[THE INVESTOR] A local court ruled bonuses and lunch allowances paid to workers at Kia Motors as part of “ordinary wages” on Aug. 31, ordering the nation’s second-largest carmaker to pay 422.3 billion won ($375.5 million) as compensation.
The Seoul Central District Court was partially upholding the demand by workers from Kia Motors, the nation’s second-largest automaker, who had claimed 1.09 trillion won in compensation. However, the court ordered that they be paid around one-third of the amount.
The court recognized only bonuses and lunch allowances as part of ordinary pay and partially acknowledged the work hours demanded by workers, rejecting their requests to include additional overtime allowances for those who worked on holidays.
The ruling came after a six-year legal battle between Kia workers and the company.
Litigation began in 2011 with unionized workers filing a suit against the company to classify bonuses paid on a regular basis as ordinary wages.
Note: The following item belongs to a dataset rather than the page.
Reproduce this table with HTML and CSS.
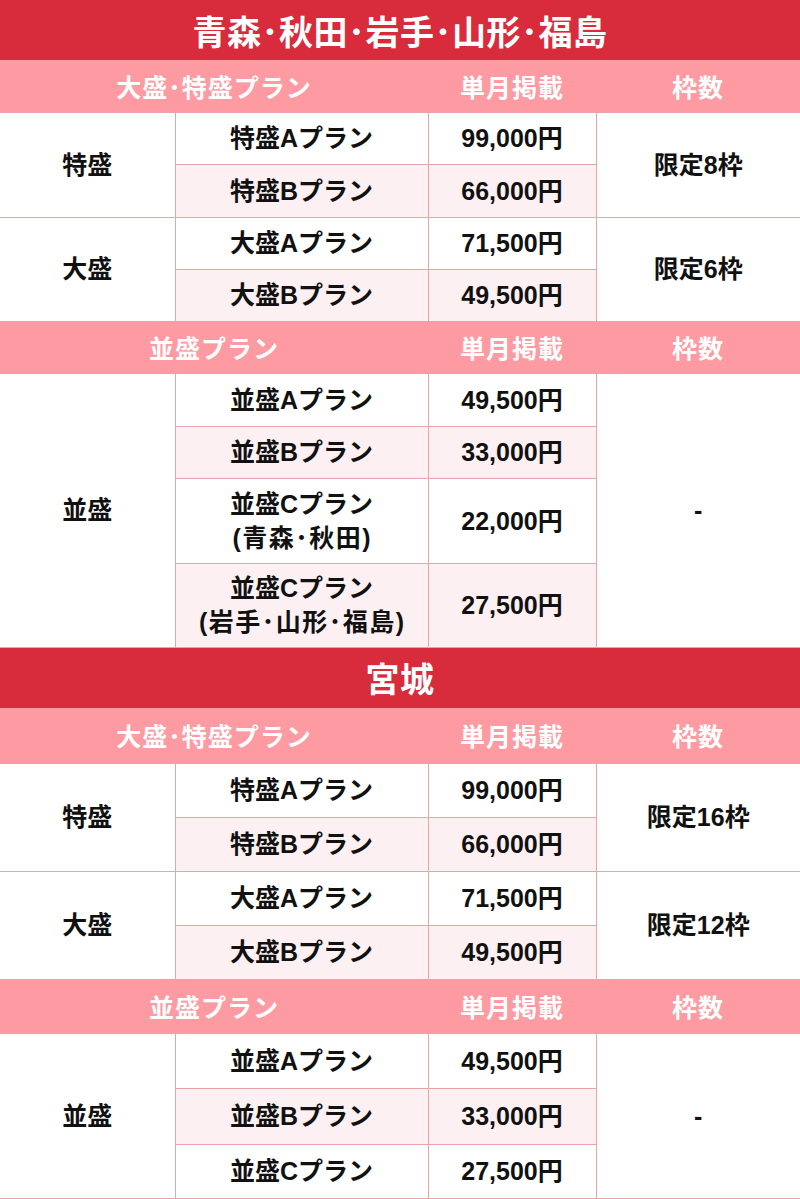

The case was followed by another suit in 2014 by 13 workers of the company who filed as representatives of unionized members, as the limitation of suits on wage claims expires in three years.
Ordinary wages are used as the basis of calculating various types of compensation and severance pay.
Workers welcomed the ruling, calling it a crucial event for laborers to bolster their rights at workplaces.
Expressing disappointment, Kia Motors said it would appeal the case.
The 422.3 billion won the court ordered Thursday only covers pay increases between August 2008 to October 2011, the company said. However, if the carmaker loses the case at the upper courts, it might have to provide additional overdue payments for the nine-year period between 2008 to 2017. Therefore, the ruling could cost the carmaker around 1 trillion won.
Prior to the ruling, Kia Motors feared it might have to pay at least 3 trillion won, if retroactive pay increases as well as interest for unpaid wages were added to the court decision.
The carmaker has been voicing concerns that this would pose a massive financial burden and could lead to similar demands from workers at Hyundai Motor, its sister company and the largest carmaker in South Korea. Both companies have been suffering from sluggish sales this year due to slowing demand and Beijing’s retaliatory actions against South Korean companies over Seoul’s decision to deploy a US anti-missile system, they said.
Kia Motors had said that such demands by workers violate “the principle of good faith” and that they were taking legal actions knowing that it may seriously damage the company’s financial status.
But the court rejected this claim, saying that the company had no grounds to prove that such pay increases would pose greater risks to the company. The carmaker is capable of handling such increases as it had enjoyed considerable net profits from 2008 to 2015, the court added.
“(Workers) deserve to have those wages, and (Kia’s) claim of increased wage payment inflicting grave threat to management is inappropriate because it has seen net profits and its management condition is not in bad shape,” the court said.
“The argument of workers violating the principle of good faith is, thus, unacceptable.”
The ruling is likely to have wider ramifications on the corporate community, which already fears the labor friendly policies being driven by the new government led by President Moon Jae-in, a former labor lawyer. The Moon administration has been seeking to raise the minimum wage and urging businesses to shift irregular workers’ statuses to regular ones that have more legal protection as well as more benefits than the former.
Companies in Korea would have to pay an additional 38 trillion won in total if bonuses were to be included in ordinary wages, according to 2013 data from the Korea Employers’ Association.
The Korea International Trade Association, a group representing exporters, criticized the ruling, saying it would undermine Korean carmakers’ export competitiveness and hamper their investments in R&D and job creation. The Korea Chamber of Commerce and Industry also urged the court to reconsider embracing “the principle of good faith,” while demanding the government and the parliament specifically outline the definition and the scope of ordinary wages to reduce such disputes.
Meanwhile, share price of Kia Motors dropped 3.54 percent to 35,450 won on Aug. 31.